Species of crustacean

Palaemon serratus, also called the common prawn, is a species of shrimp found in the Atlantic Ocean from Denmark to Mauritania, and in the Mediterranean Sea and Black Sea.

==Ecology==
Individuals live for 3–5 years in groups in rocky crevices at depths of up to 40 m. Females grow faster than males, and the population is highly seasonal, with a pronounced peak in the autumn. They are preyed upon by a variety of fish, including species of Mullidae, Moronidae, Sparidae and Batrachoididae.
P. serratus can sometimes be found with a prominent bulge in its carapace over its gills. This is caused by the presence of an isopod parasite, such as Bopyrus squillarum.

==Description==
Palaemon serratus may be distinguished from other species of shrimp by the rostrum, which curves upwards, is bifurcated at the tip and has 6–7 teeth along its upper edge, and 4–5 teeth on the lower edge. Other species may have a slightly curved rostrum, but then the teeth on its dorsal surface continue into the distal third, which is untoothed in P. serratus. P. serratus is pinkish brown, with reddish patterns, and is typically 100 mm long, making it the largest of the native shrimp and prawns around the British Isles.

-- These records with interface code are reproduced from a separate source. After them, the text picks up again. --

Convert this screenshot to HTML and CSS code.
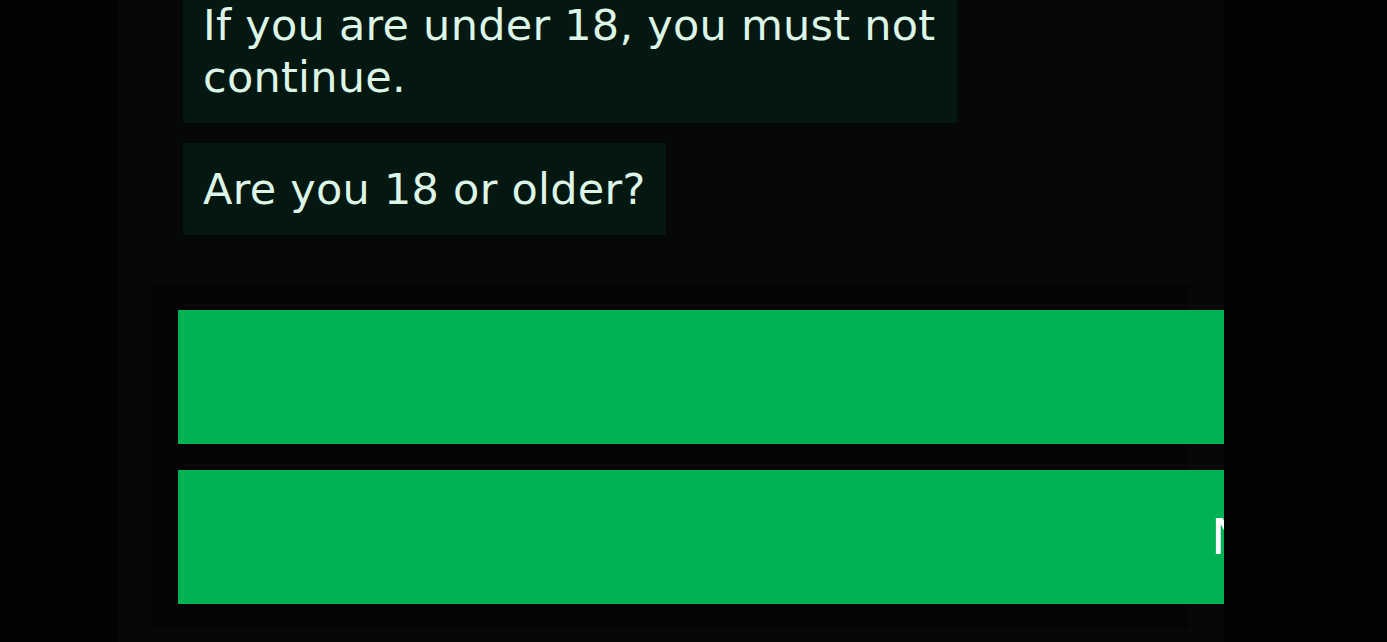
FILE: index.html
```html
<!DOCTYPE html>
<html lang="en">
<head>
    <meta charset="UTF-8">
    <meta name="viewport" content="width=device-width, initial-scale=1.0">
    <title>Age Check</title>
    <link rel="stylesheet" href="styles.css">
</head>
<body>
    <div class="panel">
        <div class="messages">
            <div class="bubble">If you are under 18, you must not continue.</div>
            <div class="bubble">Are you 18 or older?</div>
        </div>

        <div class="choices">
            <button class="choice" aria-label="Yes"></button>
            <button class="choice">No</button>
        </div>
    </div>
</body>
</html>
```

FILE: styles.css
```css
body {
    margin: 0;
    background-color: #030305;
    font-family: "DejaVu Sans", sans-serif;
    height: 642px;
    overflow: hidden;
}
.panel {
    margin-left: 117px;
    width: 1107px;
    height: 642px;
    background-color: #060709;
    overflow: hidden;
}
.messages {
    display: flex;
    flex-direction: column;
    align-items: flex-start;
    gap: 20px;
    margin-top: -21px;
    padding-left: 66px;
}
.bubble {
    max-width: 734px;
    padding: 20px;
    background-color: #041710;
    color: #dcf5e6;
    font-size: 43px;
    line-height: 52px;
    letter-spacing: 0.25px;
}
.choices {
    display: flex;
    flex-direction: column;
    gap: 26px;
    width: 986px;
    margin: 50px 0 0 36px;
    padding: 25px;
    background-color: #040406;
}
.choice {
    flex-shrink: 0;
    width: 2134px;
    height: 134px;
    padding: 0;
    border: none;
    background-color: #00b253;
    color: #ffffff;
    font-family: "DejaVu Sans", sans-serif;
    font-size: 50px;
    text-align: center;
    cursor: pointer;
}
```
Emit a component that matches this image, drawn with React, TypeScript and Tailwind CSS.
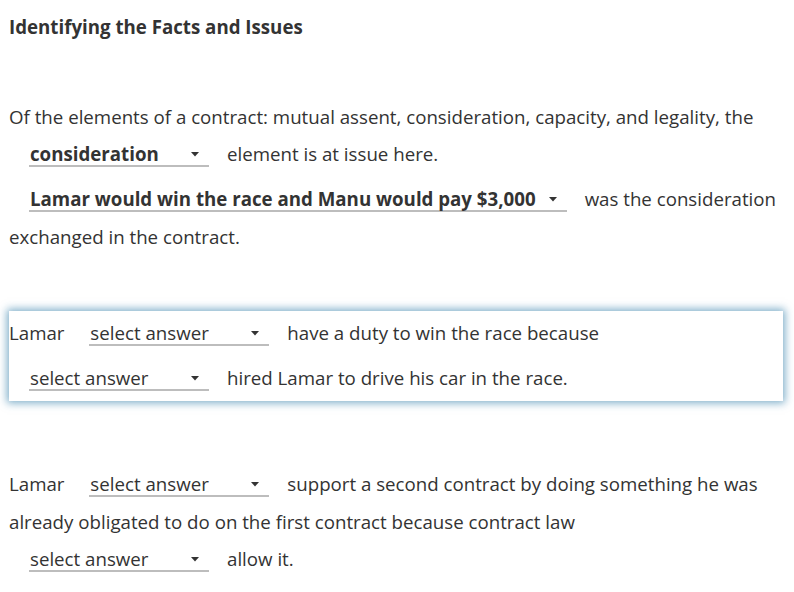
import React from 'react';

function Caret() {
    return (
        <svg width="8" height="5" viewBox="0 0 8 5" className="shrink-0">
            <path d="M0 0h8L4 4.5z" fill="#333" />
        </svg>
    );
}

interface DropProps {
    value: string;
    bold?: boolean;
}

// inline dropdown that sits in the sentence
function Drop({ value, bold }: DropProps) {
    return (
        <span
            className={
                'inline-flex items-center justify-between gap-[13px] min-w-[180px] ml-5 mr-[18px] mt-[11px] mb-[10px] pl-px pr-[10px] border-b-2 border-[#bdbdbd] leading-[22px] align-baseline ' +
                (bold ? 'font-bold' : 'font-normal')
            }
        >
            <span>{value}</span>
            <Caret />
        </span>
    );
}

export default function App() {
    return (
        <div
            className="bg-white min-h-[592px] pt-3 pl-[9px] pr-[11px] text-[#333] text-[18.7px] leading-[30px]"
            style={{ fontFamily: '"Open Sans", "Noto Sans", sans-serif' }}
        >
            <h1 className="font-bold">Identifying the Facts and Issues</h1>

            <p className="mt-[60px]">
                Of the elements of a contract: mutual assent, consideration, capacity, and legality, the
                <Drop value="consideration" bold />
                element is at issue here.
                <Drop value="Lamar would win the race and Manu would pay $3,000" bold />
                was the consideration exchanged in the contract.
            </p>

            <p className="mt-[59px] bg-white shadow-[0_0_8px_2px_rgba(40,120,165,0.6)]">
                Lamar <Drop value="select answer" />
                have a duty to win the race because
                <Drop value="select answer" />
                hired Lamar to drive his car in the race.
            </p>

            <p className="mt-[61px]">
                Lamar <Drop value="select answer" />
                support a second contract by doing something he was already obligated to do on the first contract because contract law
                <Drop value="select answer" />
                allow it.
            </p>
        </div>
    );
}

Palaemon serratus is one of the few invertebrates to have its hearing studied in detail; it is sensitive to frequencies between 100 Hz and 3 kHz, with an acuity similar to that of generalist fish. While the hearing range of a P. serratus individual changes as it grows, all are capable of hearing tones at 500 Hz.

==Fisheries==
A small commercial fishery exists for P. serratus on the west coast of Great Britain, chiefly in West Wales (Cemaes Head to the Llŷn Peninsula), but extending increasingly far north to include parts of Scotland. In Ireland, fishing for P. serratus began at Baltimore, County Cork in the 1970s and subsequently expanded. A peak landing of 548 t was recorded in 1999, and four counties account for over 90% of the catch — Galway, Kerry, Cork and Waterford. There is now concern that the current levels of exploitation may represent overfishing, and measures are being considered to limit the catch, such as a minimum landing size.